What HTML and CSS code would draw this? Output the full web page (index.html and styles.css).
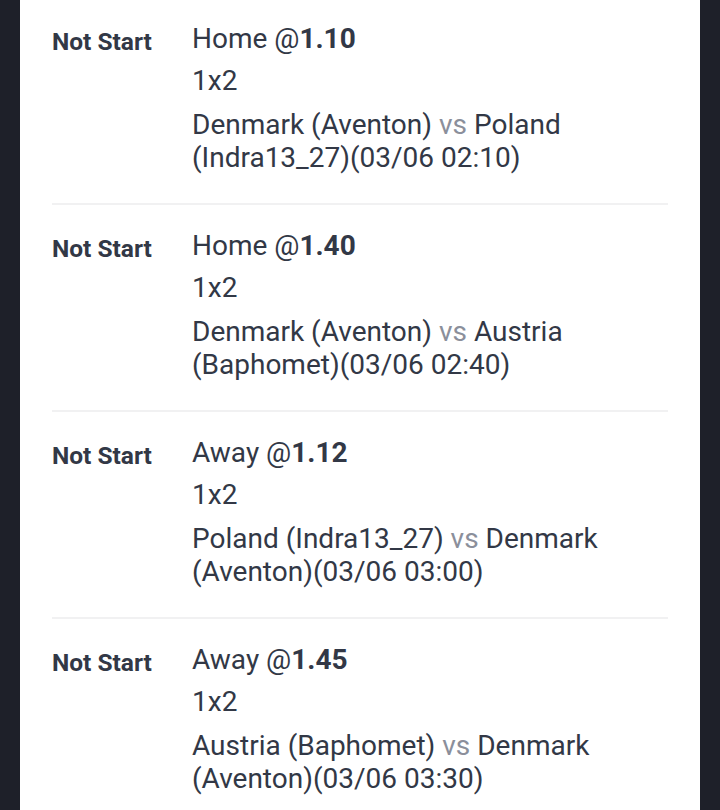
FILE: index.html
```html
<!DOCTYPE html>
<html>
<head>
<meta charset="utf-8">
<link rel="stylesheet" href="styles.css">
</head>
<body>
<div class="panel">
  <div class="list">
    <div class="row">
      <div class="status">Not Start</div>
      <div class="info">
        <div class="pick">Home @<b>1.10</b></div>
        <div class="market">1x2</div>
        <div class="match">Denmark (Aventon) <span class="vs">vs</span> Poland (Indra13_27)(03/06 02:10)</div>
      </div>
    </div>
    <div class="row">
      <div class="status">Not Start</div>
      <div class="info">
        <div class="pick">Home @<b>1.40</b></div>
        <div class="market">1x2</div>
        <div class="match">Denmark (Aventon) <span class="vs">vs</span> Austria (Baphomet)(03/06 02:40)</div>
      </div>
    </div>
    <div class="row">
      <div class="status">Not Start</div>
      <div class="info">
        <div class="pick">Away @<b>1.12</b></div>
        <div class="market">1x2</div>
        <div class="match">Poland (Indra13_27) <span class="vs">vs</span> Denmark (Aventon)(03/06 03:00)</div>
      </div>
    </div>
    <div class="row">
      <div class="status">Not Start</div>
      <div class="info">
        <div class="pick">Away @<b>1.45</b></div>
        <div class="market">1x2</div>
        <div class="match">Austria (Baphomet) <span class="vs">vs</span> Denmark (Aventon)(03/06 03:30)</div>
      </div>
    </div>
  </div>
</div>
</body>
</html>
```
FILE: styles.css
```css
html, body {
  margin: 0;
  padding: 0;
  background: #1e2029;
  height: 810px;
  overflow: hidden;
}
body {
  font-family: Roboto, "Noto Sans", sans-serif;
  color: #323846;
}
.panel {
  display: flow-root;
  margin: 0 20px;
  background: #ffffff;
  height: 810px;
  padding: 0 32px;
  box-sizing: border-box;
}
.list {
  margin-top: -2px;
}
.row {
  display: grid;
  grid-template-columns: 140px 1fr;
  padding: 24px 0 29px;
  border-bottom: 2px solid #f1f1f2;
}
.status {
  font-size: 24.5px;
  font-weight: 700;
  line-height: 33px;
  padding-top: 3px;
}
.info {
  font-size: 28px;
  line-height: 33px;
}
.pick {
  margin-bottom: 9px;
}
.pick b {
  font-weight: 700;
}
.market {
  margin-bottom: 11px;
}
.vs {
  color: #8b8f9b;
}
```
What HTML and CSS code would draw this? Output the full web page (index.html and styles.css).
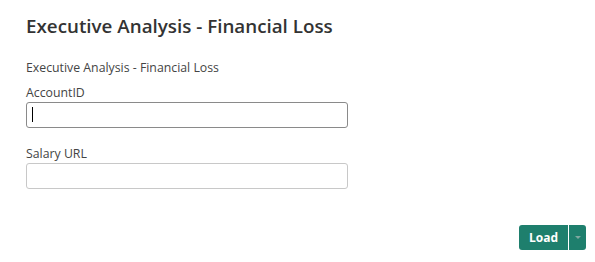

------------

Goal:
Go through the listing above and write it all out exactly, leaving out any picture.

Task result:
What HTML and CSS code would draw this? Output the full web page (index.html and styles.css).
FILE: index.html
```html
<!DOCTYPE html>
<html>
<head>
<meta charset="utf-8">
<link rel="stylesheet" href="styles.css">
</head>
<body>
<div class="panel">
  <div class="list">
    <div class="row">
      <div class="status">Not Start</div>
      <div class="info">
        <div class="pick">Home @<b>1.10</b></div>
        <div class="market">1x2</div>
        <div class="match">Denmark (Aventon) <span class="vs">vs</span> Poland (Indra13_27)(03/06 02:10)</div>
      </div>
    </div>
    <div class="row">
      <div class="status">Not Start</div>
      <div class="info">
        <div class="pick">Home @<b>1.40</b></div>
        <div class="market">1x2</div>
        <div class="match">Denmark (Aventon) <span class="vs">vs</span> Austria (Baphomet)(03/06 02:40)</div>
      </div>
    </div>
    <div class="row">
      <div class="status">Not Start</div>
      <div class="info">
        <div class="pick">Away @<b>1.12</b></div>
        <div class="market">1x2</div>
        <div class="match">Poland (Indra13_27) <span class="vs">vs</span> Denmark (Aventon)(03/06 03:00)</div>
      </div>
    </div>
    <div class="row">
      <div class="status">Not Start</div>
      <div class="info">
        <div class="pick">Away @<b>1.45</b></div>
        <div class="market">1x2</div>
        <div class="match">Austria (Baphomet) <span class="vs">vs</span> Denmark (Aventon)(03/06 03:30)</div>
      </div>
    </div>
  </div>
</div>
</body>
</html>
```
FILE: styles.css
```css
html, body {
  margin: 0;
  padding: 0;
  background: #1e2029;
  height: 810px;
  overflow: hidden;
}
body {
  font-family: Roboto, "Noto Sans", sans-serif;
  color: #323846;
}
.panel {
  display: flow-root;
  margin: 0 20px;
  background: #ffffff;
  height: 810px;
  padding: 0 32px;
  box-sizing: border-box;
}
.list {
  margin-top: -2px;
}
.row {
  display: grid;
  grid-template-columns: 140px 1fr;
  padding: 24px 0 29px;
  border-bottom: 2px solid #f1f1f2;
}
.status {
  font-size: 24.5px;
  font-weight: 700;
  line-height: 33px;
  padding-top: 3px;
}
.info {
  font-size: 28px;
  line-height: 33px;
}
.pick {
  margin-bottom: 9px;
}
.pick b {
  font-weight: 700;
}
.market {
  margin-bottom: 11px;
}
.vs {
  color: #8b8f9b;
}
```
What HTML and CSS code would draw this? Output the full web page (index.html and styles.css).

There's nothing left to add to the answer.